** Start Dataset **

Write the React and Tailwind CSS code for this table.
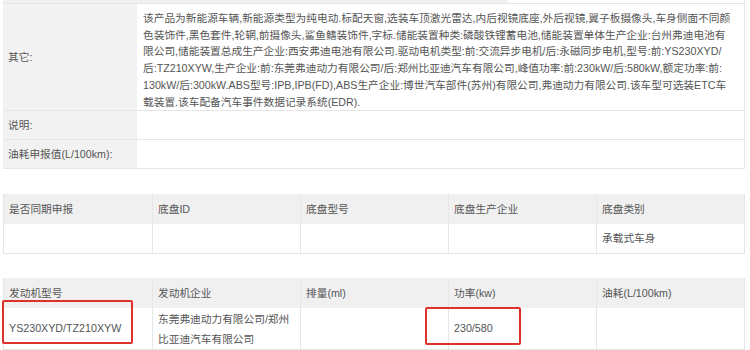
export default function App() {
  const lines = [
    "该产品为新能源车辆,新能源类型为纯电动.标配天窗,选装车顶激光雷达,内后视镜底座,外后视镜,翼子板摄像头,车身侧面不同颜",
    "色装饰件,黑色套件,轮辋,前摄像头,鲨鱼鳍装饰件,字标.储能装置种类:磷酸铁锂蓄电池,储能装置单体生产企业:台州弗迪电池有",
    "限公司,储能装置总成生产企业:西安弗迪电池有限公司.驱动电机类型:前:交流异步电机/后:永磁同步电机,型号:前:YS230XYD/",
    "后:TZ210XYW,生产企业:前:东莞弗迪动力有限公司/后:郑州比亚迪汽车有限公司,峰值功率:前:230kW/后:580kW,额定功率:前:",
    "130kW/后:300kW.ABS型号:IPB,IPB(FD),ABS生产企业:博世汽车部件(苏州)有限公司,弗迪动力有限公司.该车型可选装ETC车",
    "载装置.该车配备汽车事件数据记录系统(EDR).",
  ];
  const cell = "border-l border-[#e6e6e6] first:border-l-0 pl-[5px] flex items-center";
  return (
    <div className="w-[750px] h-[350px] bg-white relative overflow-hidden pl-[3px] text-[10.7px] text-[#555] font-['Liberation_Sans','Noto_Sans_CJK_SC',sans-serif]">
      {/* Table 1 */}
      <div className="w-[742px] border-r border-b border-[#e6e6e6]">
        <div className="flex h-[3px]">
          <div className="w-[134px] bg-[#f0f0f0]" />
          <div className="w-[371px] bg-[#f0f0f0]" />
        </div>
        <div className="flex h-[107px] border-t border-[#e6e6e6]">
          <div className="w-[134px] shrink-0 bg-[#f2f2f2] flex items-center pl-[5px]">其它:</div>
          <div className="flex-1 pl-[6px] pt-[6px] leading-[16.7px]">
            {lines.map((l, i) => (
              <div key={i} className="whitespace-nowrap">{l}</div>
            ))}
          </div>
        </div>
        <div className="flex h-[29px] border-t border-[#e6e6e6]">
          <div className="w-[134px] shrink-0 bg-[#f2f2f2] flex items-center pl-[5px]">说明:</div>
          <div className="flex-1" />
        </div>
        <div className="flex h-[29px] border-t border-[#e6e6e6]">
          <div className="w-[134px] shrink-0 bg-[#f2f2f2] flex items-center pl-[5px]">油耗申报值(L/100km):</div>
          <div className="flex-1" />
        </div>
      </div>

      {/* Table 2 */}
      <div className="mt-[25px] w-[742px] border border-t-0 border-[#e6e6e6]">
        <div className="grid grid-cols-5 h-[30px] bg-[#f0f0f0]">
          <div className={cell}>是否同期申报</div>
          <div className={cell}>底盘ID</div>
          <div className={cell}>底盘型号</div>
          <div className={cell}>底盘生产企业</div>
          <div className={cell}>底盘类别</div>
        </div>
        <div className="grid grid-cols-5 h-[29px]">
          <div className={cell}></div>
          <div className={cell}></div>
          <div className={cell}></div>
          <div className={cell}></div>
          <div className={cell}>承载式车身</div>
        </div>
      </div>

      {/* Table 3 */}
      <div className="mt-[24px] w-[742px] border border-t-0 border-[#e6e6e6]">
        <div className="grid grid-cols-5 h-[30px] bg-[#f0f0f0]">
          <div className={cell}>发动机型号</div>
          <div className={cell}>发动机企业</div>
          <div className={cell}>排量(ml)</div>
          <div className={cell}>功率(kw)</div>
          <div className={cell}>油耗(L/100km)</div>
        </div>
        <div className="grid grid-cols-5 h-[41px]">
          <div className={cell}>YS230XYD/TZ210XYW</div>
          <div className={cell + " leading-[20px]"}>东莞弗迪动力有限公司/郑州<br />比亚迪汽车有限公司</div>
          <div className={cell}></div>
          <div className={cell}>230/580</div>
          <div className={cell}></div>
        </div>
      </div>

      {/* red highlight boxes */}
      <div className="absolute left-[2px] top-[300px] w-[131px] h-[44px] border-2 border-[#e0302e] rounded-[2px]" />
      <div className="absolute left-[425px] top-[307px] w-[96px] h-[38px] border-2 border-[#e0302e] rounded-[2px]" />
    </div>
  );
}
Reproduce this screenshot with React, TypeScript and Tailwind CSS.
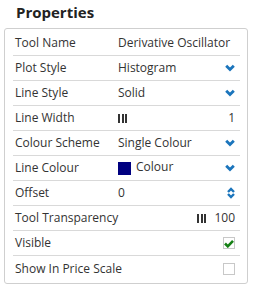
import React from "react";

const Chevron = () => (
  <svg width="10" height="8" viewBox="0 0 10 8" className="text-[#1b75bc]">
    <path d="M1.2 1.8 L5 5.6 L8.8 1.8" fill="none" stroke="currentColor" strokeWidth="2.8" />
  </svg>
);

const UpDown = () => (
  <svg width="8" height="12" viewBox="0 0 8 12" className="text-[#1b75bc]">
    <path d="M1 5 L4 2 L7 5 M1 7 L4 10 L7 7" fill="none" stroke="currentColor" strokeWidth="2.4" />
  </svg>
);

const Bars = () => (
  <span className="inline-flex gap-[1.5px] h-[9px] items-stretch align-[-1px]">
    <span className="w-[2px] bg-[#333]" />
    <span className="w-[2px] bg-[#333]" />
    <span className="w-[2px] bg-[#333]" />
  </span>
);

function Row({ label, children, last }: { label: string; children?: React.ReactNode; last?: boolean }) {
  return (
    <div className={`flex items-center h-[25px] px-[2px] ${last ? "" : "border-b border-[#d9d9d9]"}`}>
      <div className="w-[103px] shrink-0 whitespace-nowrap">{label}</div>
      <div className="flex-1 flex items-center pr-[3px] whitespace-nowrap">{children}</div>
    </div>
  );
}

export default function App() {
  return (
    <div className="w-[253px] h-[286px] bg-white text-[#333] text-[12px]" style={{ fontFamily: '"Open Sans", sans-serif' }}>
      <div className="pl-[16px] pt-[1px] h-[28px] text-[15px] font-bold text-[#222] leading-[22px]">Properties</div>
      <div className="ml-[4px] w-[244px] border border-[#cfcfcf] rounded-[3px] pl-[8px] pr-[7px] pt-[2px] pb-[2px]">
        <Row label="Tool Name">
          <span>Derivative Oscillator</span>
        </Row>
        <Row label="Plot Style">
          <span className="flex-1">Histogram</span>
          <Chevron />
        </Row>
        <Row label="Line Style">
          <span className="flex-1">Solid</span>
          <Chevron />
        </Row>
        <Row label="Line Width">
          <span className="flex-1"><Bars /></span>
          <span>1</span>
        </Row>
        <Row label="Colour Scheme">
          <span className="flex-1">Single Colour</span>
          <Chevron />
        </Row>
        <Row label="Line Colour">
          <span className="w-[13px] h-[13px] bg-[#000080] mr-[5px]" />
          <span className="flex-1 -mt-[3px]">Colour</span>
          <Chevron />
        </Row>
        <Row label="Offset">
          <span className="flex-1">0</span>
          <UpDown />
        </Row>
        <Row label="Tool Transparency">
          <span className="flex-1" />
          <span className="mr-[8px]"><Bars /></span>
          <span>100</span>
        </Row>
        <Row label="Visible">
          <span className="flex-1" />
          <span className="w-[12px] h-[12px] border border-[#c8c8c8] flex items-center justify-center">
            <svg width="10" height="9" viewBox="0 0 10 9">
              <path d="M1 4.5 L3.8 7.3 L9 1.8" fill="none" stroke="#168016" strokeWidth="2.6" />
            </svg>
          </span>
        </Row>
        <Row label="Show In Price Scale" last>
          <span className="flex-1" />
          <span className="w-[12px] h-[12px] border border-[#c8c8c8]" />
        </Row>
      </div>
    </div>
  );
}
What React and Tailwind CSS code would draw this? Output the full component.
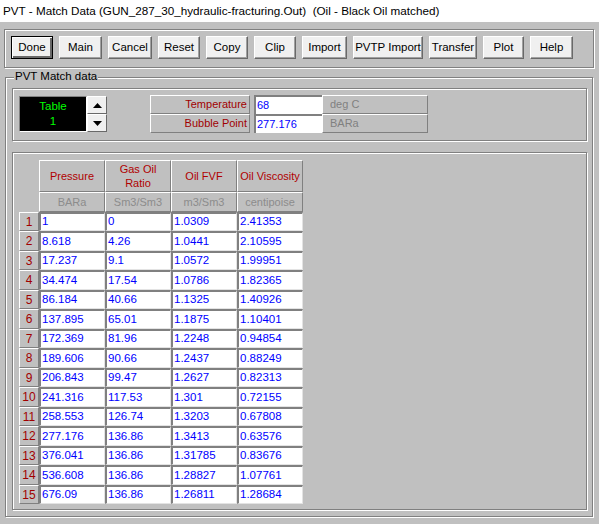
import React from 'react';

const raised = 'border border-t-white border-l-white border-r-[#808080] border-b-[#808080]';
const etched = 'border border-[#808080] shadow-[inset_1px_1px_0_#fff,1px_1px_0_#fff]';
const sunken = 'border-t-2 border-l-2 border-t-[#808080] border-l-[#808080] border-r border-b border-r-[#e3e3e3] border-b-[#e3e3e3]';

const buttons = [
    { label: 'Done', w: 'w-[42px]', primary: true },
    { label: 'Main', w: 'w-[43px]' },
    { label: 'Cancel', w: 'w-[44px]' },
    { label: 'Reset', w: 'w-[42px]' },
    { label: 'Copy', w: 'w-[42px]' },
    { label: 'Clip', w: 'w-[42px]' },
    { label: 'Import', w: 'w-[45px]' },
    { label: 'PVTP Import', w: 'w-[70px]' },
    { label: 'Transfer', w: 'w-[48px]' },
    { label: 'Plot', w: 'w-[41px]' },
    { label: 'Help', w: 'w-[43px]' },
];

const columns = [
    { title: ['Pressure'], unit: 'BARa' },
    { title: ['Gas Oil', 'Ratio'], unit: 'Sm3/Sm3' },
    { title: ['Oil FVF'], unit: 'm3/Sm3' },
    { title: ['Oil Viscosity'], unit: 'centipoise' },
];

const rows = [
    ['1', '0', '1.0309', '2.41353'],
    ['8.618', '4.26', '1.0441', '2.10595'],
    ['17.237', '9.1', '1.0572', '1.99951'],
    ['34.474', '17.54', '1.0786', '1.82365'],
    ['86.184', '40.66', '1.1325', '1.40926'],
    ['137.895', '65.01', '1.1875', '1.10401'],
    ['172.369', '81.96', '1.2248', '0.94854'],
    ['189.606', '90.66', '1.2437', '0.88249'],
    ['206.843', '99.47', '1.2627', '0.82313'],
    ['241.316', '117.53', '1.301', '0.72155'],
    ['258.553', '126.74', '1.3203', '0.67808'],
    ['277.176', '136.86', '1.3413', '0.63576'],
    ['376.041', '136.86', '1.31785', '0.83676'],
    ['536.608', '136.86', '1.28827', '1.07761'],
    ['676.09', '136.86', '1.26811', '1.28684'],
];

function ToolButton({ label, w, primary }) {
    return (
        <button
            className={`${w} h-[23px] flex items-center justify-center bg-[#f0f0f0] text-black text-[11.5px] ${primary
                ? 'border border-black shadow-[inset_1px_1px_0_#fff,inset_-2px_-2px_0_#696969]'
                : 'border border-t-white border-l-white border-r-[#696969] border-b-[#696969] shadow-[inset_-1px_-1px_0_#a0a0a0]'
                }`}
        >
            {label}
        </button>
    );
}

function SpinButton({ up }) {
    return (
        <button className="w-[20px] h-[18px] flex items-center justify-center bg-[#f0f0f0] border border-t-white border-l-white border-r-[#696969] border-b-[#696969]">
            <svg width="9" height="5" viewBox="0 0 9 5">
                {up ? <path d="M4.5 0L9 5H0z" fill="#000" /> : <path d="M0 0h9L4.5 5z" fill="#000" />}
            </svg>
        </button>
    );
}

export default function App() {
    return (
        <div className="w-[599px] h-[524px] overflow-hidden bg-[#c0c0c0] text-[11px] leading-none text-black" style={{ fontFamily: '"Liberation Sans", Arial, sans-serif' }}>
            {/* window caption */}
            <div className="h-[22px] bg-white pl-[3px] flex items-center text-[11.7px]">
                PVT - Match Data (GUN_287_30_hydraulic-fracturing.Out)&nbsp; (Oil - Black Oil matched)
            </div>

            <div className="pl-[4px] pt-[7px]">
                {/* toolbar */}
                <div className={`w-[590px] h-[39px] ${etched} flex items-start gap-[6px] pl-[6px] pt-[6px]`}>
                    {buttons.map(b => (
                        <ToolButton key={b.label} {...b} />
                    ))}
                </div>

                {/* group box */}
                <div className={`relative mt-[9px] ml-[1px] w-[588px] h-[440px] ${etched} pl-[6px] pt-[10px]`}>
                    <span className="absolute left-[8px] -top-[7px] bg-[#c0c0c0] px-[1px] text-[11.5px]">PVT Match data</span>

                    {/* table selector + temperature/bubble point */}
                    <div className={`w-[575px] h-[53px] ${etched} flex items-start pl-[6px] pt-[7px]`}>
                        <div className="w-[68px] h-[36px] bg-black border border-t-[#808080] border-l-[#808080] border-r-white border-b-white flex flex-col items-center justify-center gap-[3px] text-[#00ff00] text-[11.5px]">
                            <span>Table</span>
                            <span>1</span>
                        </div>
                        <div className="flex flex-col">
                            <SpinButton up />
                            <SpinButton />
                        </div>

                        <div className="ml-[43px] -mt-[1px] flex">
                            <div className="flex flex-col">
                                {['Temperature', 'Bubble Point'].map(l => (
                                    <div key={l} className={`w-[100px] h-[19px] ${raised} flex items-center justify-end pr-[2px] text-[#a00000]`}>{l}</div>
                                ))}
                            </div>
                            <div className="flex flex-col ml-[4px]">
                                {['68', '277.176'].map(v => (
                                    <div key={v} className="w-[68px] h-[19px] bg-white border-l-2 border-t-2 border-l-[#808080] border-t-[#808080] flex items-center pl-[1px] text-[#0000ff]">{v}</div>
                                ))}
                            </div>
                            <div className="flex flex-col">
                                {['deg C', 'BARa'].map(u => (
                                    <div key={u} className={`w-[106px] h-[19px] ${raised} flex items-center pl-[7px] text-[#808080]`}>{u}</div>
                                ))}
                            </div>
                        </div>
                    </div>

                    {/* data grid */}
                    <div className={`mt-[11px] w-[575px] h-[358px] ${etched} pl-[6px] pt-[7px]`}>
                        <div className="flex">
                            <div className="w-[20px]" />
                            {columns.map(c => (
                                <div key={c.unit} className="w-[66px] flex flex-col">
                                    <div className={`h-[32px] ${raised} flex flex-col items-center justify-center gap-[3px] text-[#b00000]`}>
                                        {c.title.map(t => <span key={t}>{t}</span>)}
                                    </div>
                                    <div className={`h-[20px] ${raised} flex items-center justify-center text-[#8c8c8c]`}>{c.unit}</div>
                                </div>
                            ))}
                        </div>
                        {rows.map((r, i) => (
                            <div key={i} className={`flex ${i % 2 ? 'h-[20px]' : 'h-[19px]'}`}>
                                <div className={`w-[20px] ${raised} flex items-center justify-center text-[#a00000] text-[12px]`}>{i + 1}</div>
                                {r.map((v, j) => (
                                    <div key={j} className={`w-[66px] bg-white ${sunken} flex items-center pl-[1px] text-[#0000ff] text-[11.5px]`}>{v}</div>
                                ))}
                            </div>
                        ))}
                    </div>
                </div>
            </div>
        </div>
    );
}
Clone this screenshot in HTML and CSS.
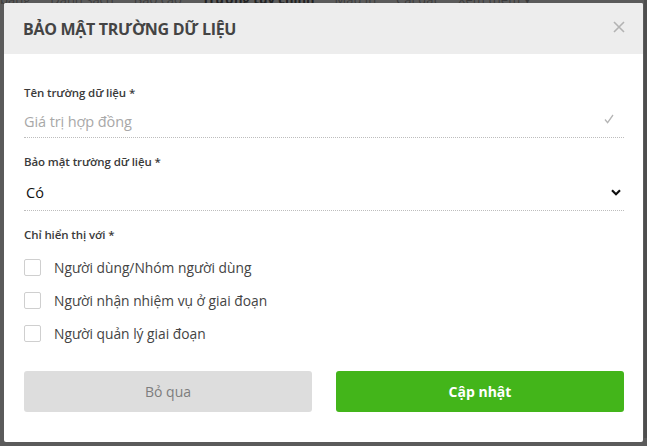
FILE: index.html
```html
<!DOCTYPE html>
<html lang="vi">
<head>
<meta charset="utf-8">
<link rel="stylesheet" href="styles.css">
</head>
<body>
<div class="page">
  <nav class="crumbs">
    <span>bảng</span><span>Danh sách</span><span>Báo cáo</span><span class="active">Trường tùy chỉnh</span><span>Mẫu in</span><span>Cài đặt</span><span>Xem thêm ▾</span>
  </nav>
</div>
<div class="modal">
  <div class="modal-header">
    <h2 class="modal-title">BẢO MẬT TRƯỜNG DỮ LIỆU</h2>
    <svg class="close" width="12" height="12" viewBox="0 0 12 12"><path d="M1 1 L11 11 M11 1 L1 11" stroke="#b3b3b3" stroke-width="1.6" fill="none"/></svg>
  </div>
  <div class="modal-body">
    <div class="field">
      <div class="label">Tên trường dữ liệu *</div>
      <div class="control">
        <span class="placeholder">Giá trị hợp đồng</span>
        <svg class="check" width="10" height="10" viewBox="0 0 10 10"><path d="M1 5.5 L3.6 8.6 L9 1" stroke="#b5b5b5" stroke-width="1.3" fill="none"/></svg>
      </div>
    </div>
    <div class="field">
      <div class="label">Bảo mật trường dữ liệu *</div>
      <div class="control select">
        <span class="value">Có</span>
        <svg class="chev" width="10" height="7" viewBox="0 0 10 7"><path d="M1 1.2 L5 5.2 L9 1.2" stroke="#111" stroke-width="2.2" fill="none"/></svg>
      </div>
    </div>
    <div class="field">
      <div class="label">Chỉ hiển thị với *</div>
      <div class="options">
        <label class="option"><span class="box"></span><span>Người dùng/Nhóm người dùng</span></label>
        <label class="option"><span class="box"></span><span>Người nhận nhiệm vụ ở giai đoạn</span></label>
        <label class="option"><span class="box"></span><span>Người quản lý giai đoạn</span></label>
      </div>
    </div>
    <div class="actions">
      <button class="btn btn-cancel">Bỏ qua</button>
      <button class="btn btn-primary">Cập nhật</button>
    </div>
  </div>
</div>
</body>
</html>
```
FILE: styles.css
```css
* { box-sizing: border-box; }
html, body { margin: 0; padding: 0; }
body {
  width: 647px;
  height: 446px;
  overflow: hidden;
  background: #5b5b5b;
  font-family: "Open Sans", "Noto Sans", sans-serif;
  position: relative;
}
.page {
  height: 446px;
  border-right: 3px solid #4e4e4e;
}
.crumbs {
  display: flex;
  gap: 16px;
  margin-top: -8px;
  font-size: 13px;
  line-height: 14px;
  color: #3b3b3b;
  white-space: nowrap;
}
.crumbs span { padding-right: 4px; }
.crumbs .active { font-weight: 700; color: #222; }

.modal {
  position: absolute;
  left: 4px;
  top: 3px;
  width: 639px;
  height: 439px;
  background: #fff;
  border-radius: 2px;
  overflow: hidden;
}
.modal-header {
  height: 51px;
  background: #ededed;
  display: flex;
  align-items: center;
  justify-content: space-between;
  padding: 0 18px 0 19px;
}
.modal-title {
  margin: 0;
  font-size: 16px;
  font-weight: 700;
  color: #444;
  letter-spacing: -0.3px;
}
.close { margin-top: -4px; }

.modal-body {
  padding: 31px 19px 0 20px;
}
.field { margin-bottom: 16px; }
.label {
  font-size: 11.5px;
  line-height: 16px;
  font-weight: 600;
  color: #3a3a3a;
  letter-spacing: -0.1px;
}
.control {
  height: 37px;
  display: flex;
  align-items: center;
  justify-content: space-between;
  border-bottom: 1px dotted #bdbdbd;
  padding-top: 4px;
}
.placeholder { font-size: 14.5px; color: #a8a8a8; letter-spacing: -0.1px; }
.check { margin-right: 10px; margin-top: -4px; }
.select { height: 41px; padding-top: 4px; padding-left: 2px; }
.value { font-size: 14.5px; color: #111; }
.chev { margin-right: 3px; }

.options { display: flex; flex-direction: column; padding-top: 8px; }
.option {
  height: 33px;
  display: flex;
  align-items: center;
  gap: 13px;
  font-size: 13.8px;
  color: #444;
}
.box {
  width: 17px;
  height: 17px;
  border: 1px solid #cfcfcf;
  border-radius: 2px;
  background: #fff;
}
.actions {
  display: flex;
  gap: 24px;
  margin-top: 21px;
}
.btn {
  flex: 1;
  height: 41px;
  border: none;
  border-radius: 3px;
  font-family: inherit;
  font-size: 14px;
}
.btn-cancel { background: #dddddd; color: #7d7d7d; }
.btn-primary { background: #43b51a; color: #fff; font-weight: 700; }
```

** End Dataset **

§ What to work on:
Consider the entries above and return each line with the string "code".

§ Written response:
Write the React and Tailwind CSS code for this table.
What React and Tailwind CSS code would draw this? Output the full component.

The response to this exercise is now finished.